Yes, it does. The Americans support us with logistics in terms of both aviation and motor vehicle fuel. All helicopters we are using to airlift our troops are provided by them. We also share with them intelligence collection and processing. We are very grateful for their support.

Why should UPDF be hunting Kony in CAR and how does this benefit Uganda?
Uganda didn’t start the LRA hunt in the Central African Republic. It started the hunt in South Sudan and then DR Congo. When LRA fled to Central Africa, UPDF continued pursuing them. But, at that point, other regional countries joined Uganda because LRA was no longer a threat to Uganda but to the entire region. Uganda has injected a lot of resources into this operation and it continues to be a burden to our budget. But the benefits you are talking about are that in pursuing LRA wherever they are, you are actually defending Uganda from far.

The second benefit is our ideology of Pan Africanism. We believe that the solution for problems in Africa must come from Africans themselves. The third benefit is trade which leads to economic growth. When you go to a town called Yambio in Central Equatorial State in South Sudan, you may not realise that you are not in Uganda. You go to a hotel, right from the top manager to the sweeper are Ugandans.

All hair salons and money transfer businesses are managed by Ugandans, save for food, drinks and other things. Money from these enterprises comes to Uganda. This is the area where LRA was operating before. If UPDF had not gone there, all these Ugandans who are earning a living there, would not be there. This is a big benefit.

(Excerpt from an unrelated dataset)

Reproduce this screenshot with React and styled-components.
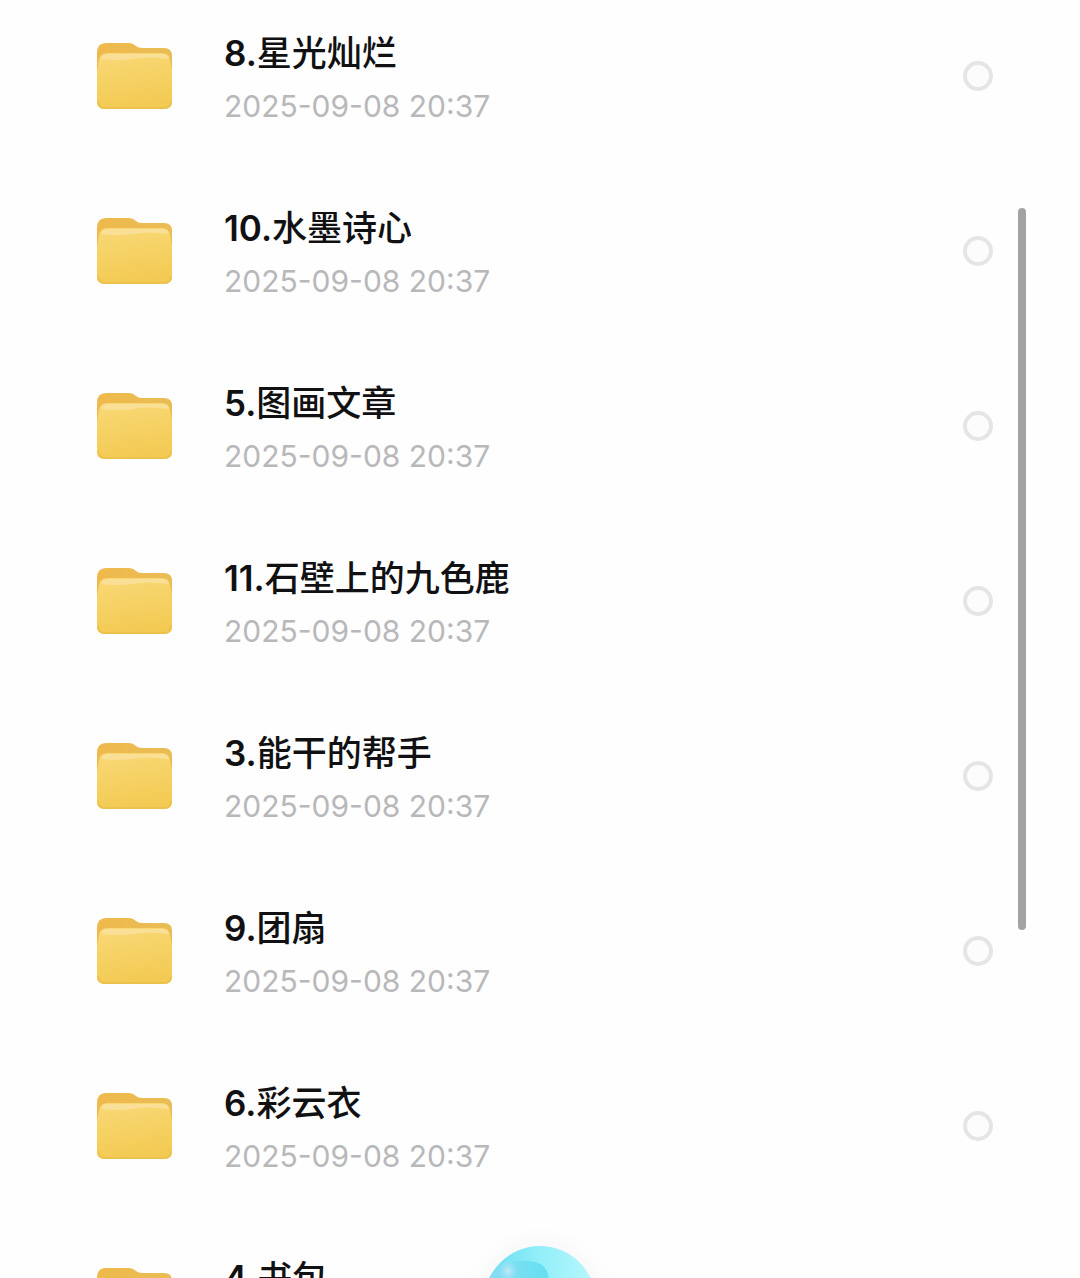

The fourth benefit is for us as soldiers. Our profession is to fight. Uganda has been peaceful for the last eight years. Therefore, these operations keep us in check.

Instead of being in Kampala or Gulu playing cards and drinking waragi (gin) and eventually die, it’s better we continue in these operations which shape us, give us more experience and knowledge to operate in different environment.